The founders also said they wanted to send a positive message about Latino identity and the commonality of Americans. They chose the term mojado , they explained, to "take the venom" out of a term that has long been an insult to Mexican Americans and immigrants from Latin America.

"Everybody had to cross some body of water to get here," said Calderon. "We are all mojado ."

But the provocative company name threatened to kill the young firm before it could even begin to reach its targeted market. The term mojado sometimes only appears on merchandise labels, but it is boldly incorporated into the design of many of the company's shirts and hats. J.C. Penney and Salt Lake City-based ZCMI department stores were among the first retailers to place orders, but they pulled thousands of the company's T-shirts from their racks when Latino employees and shoppers complained about the label.
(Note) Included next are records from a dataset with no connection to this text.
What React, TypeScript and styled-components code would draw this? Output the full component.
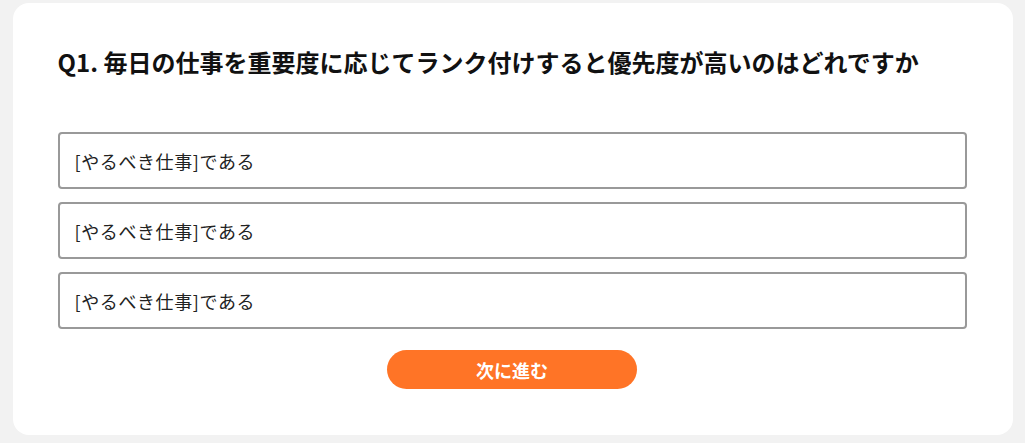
import styled, { createGlobalStyle } from "styled-components";

const GlobalStyle = createGlobalStyle`
  html,
  body {
    margin: 0;
    padding: 0;
    background: #f2f2f2;
  }
  body {
    font-family: "Noto Sans CJK JP", "Noto Sans", sans-serif;
    color: #1a1a1a;
  }
`;

const Page = styled.main`
  display: flex;
  justify-content: center;
  padding-top: 3px;
`;

const Card = styled.section`
  width: 1000px;
  box-sizing: border-box;
  background: #ffffff;
  border-radius: 16px;
  padding: 41px 46px 46px 45px;
  display: flex;
  flex-direction: column;
`;

const Question = styled.h1`
  margin: 0 0 52px;
  font-size: 24px;
  line-height: 36px;
  font-weight: 700;
  color: #111;
`;

const Options = styled.ul`
  list-style: none;
  margin: 0;
  padding: 0;
  display: flex;
  flex-direction: column;
  gap: 13px;
`;

const Option = styled.li<{ selected?: boolean }>`
  height: 57px;
  box-sizing: border-box;
  border: 2px solid ${({ selected }) => (selected ? "#ff7426" : "#999999")};
  border-radius: 4px;
  display: flex;
  align-items: center;
  padding: 0 15px;
  font-size: 18px;
  font-weight: 400;
  letter-spacing: 0.6px;
  color: #222;
  cursor: pointer;
`;

const NextButton = styled.button`
  align-self: center;
  margin-top: 21px;
  width: 250px;
  height: 39px;
  border: none;
  border-radius: 20px;
  background: #ff7426;
  color: #ffffff;
  font-family: inherit;
  font-size: 18px;
  font-weight: 700;
  cursor: pointer;
`;

const options = ["[やるべき仕事]である", "[やるべき仕事]である", "[やるべき仕事]である"];

export default function App() {
  return (
    <>
      <GlobalStyle />
      <Page>
        <Card>
          <Question>
            Q1. 毎日の仕事を重要度に応じてランク付けすると優先度が高いのはどれですか
          </Question>
          <Options>
            {options.map((label, i) => (
              <Option key={i}>{label}</Option>
            ))}
          </Options>
          <NextButton type="button">次に進む</NextButton>
        </Card>
      </Page>
    </>
  );
}
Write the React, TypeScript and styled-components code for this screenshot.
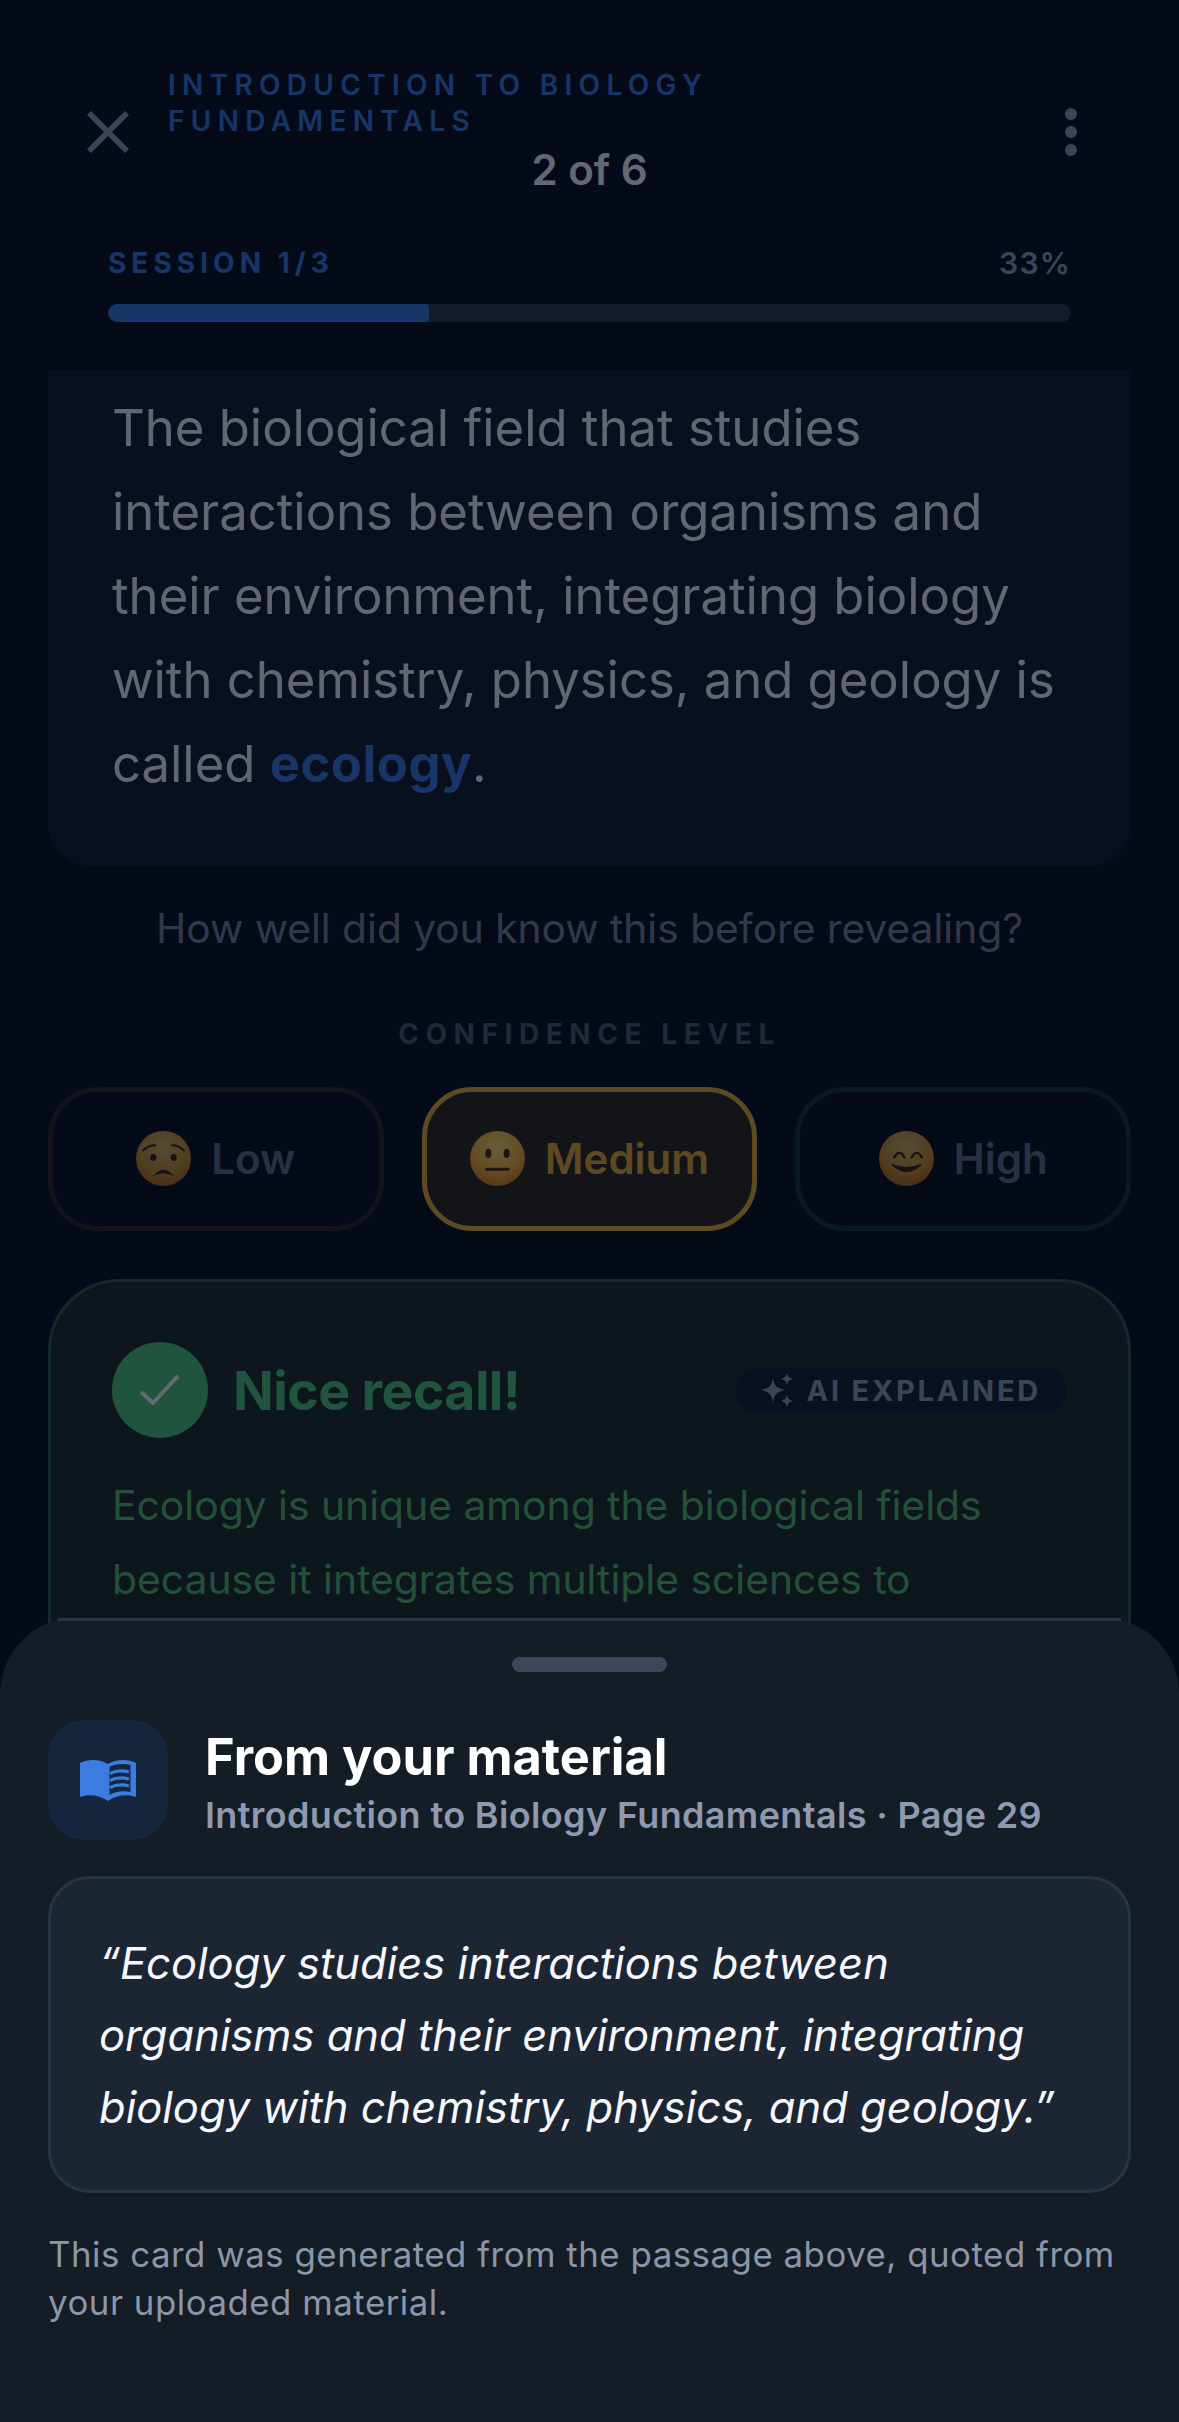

Just a few months ago, offended Latino dock workers at Mervyn's refused to unload a delivery of Mojado Brothers T-shirts.

"We've had a hard time overcoming the expression mojado, " said Saul Grossman, whose Los Angeles-based Trans Color Co. distributes the Mojado Brothers line. "The artwork and concept have been very well accepted. The (store) buyers get hooked, but then they run away."

Grossman and buyers for many stores, including Mervyn's, J.C. Penney and the Broadway, have urged the young company to modify its label so that it will not offend. "Mo Bros" is the most common suggestion.

Why ignore the industry wisdom?

The partners "don't want to sell out like that. We like the provocativeness of mojado. We want the word to get people to think about what they're saying," Paul Rodriguez explained.

But a string of canceled orders forced the partners to realize they needed a strategy to persuade retailers that the merchandise was not too hot to handle.

They believed that they would have a wedge to get into stores if they could get Latino celebrities to wear their clothes and build a following among young Latinos.

With Paul Rodriguez's help, they got their clothes on the backs of Latinos such as musician Carlos Santana, members of the pop music group Los Lobos, actors Edward James Olmos and Jimmy Smits, boxer Jorge Paez (who razor-cut the Mojado Brothers logo into his hair for a fight) and comedian Cheech Marin.

Among non-Latinos, comedian George Carlin has worn the shirts, and even O.J. Simpson attorney Robert Shapiro has given news conferences wearing a Mojado Brothers baseball cap.

The strategy has had some success.

In a crucial test for the company, the Broadway has accepted an order of 2,000 T-shirts for 13 of its stores catering primarily to Latino customers.

Broadway buyer Danny Kim said the retailer was willing to take a chance on the line only after its own research concluded that the label would not offend Latino shoppers. The Broadway also asked that a tag explaining the Mojado Brothers' creed--supporting education, racial harmony and "positive change"--accompany each shirt.

"We were concerned about people not understanding," Kim said. "We want to make sure customers know it's a Hispanic-owned company. We didn't want the T-shirt out there without some explanation."

Kim said the Broadway decided to make an extra effort for the line because it believes the company's sportswear has potential. "We think it's a pretty unique concept in department store mentality where everything is usually done for the majority.

"Basically, there have not been a lot of things targeted specifically for the Hispanic community. We carry ethnically influenced stuff, but nothing specifically done by an Hispanic company geared for the Hispanic customer," Kim said.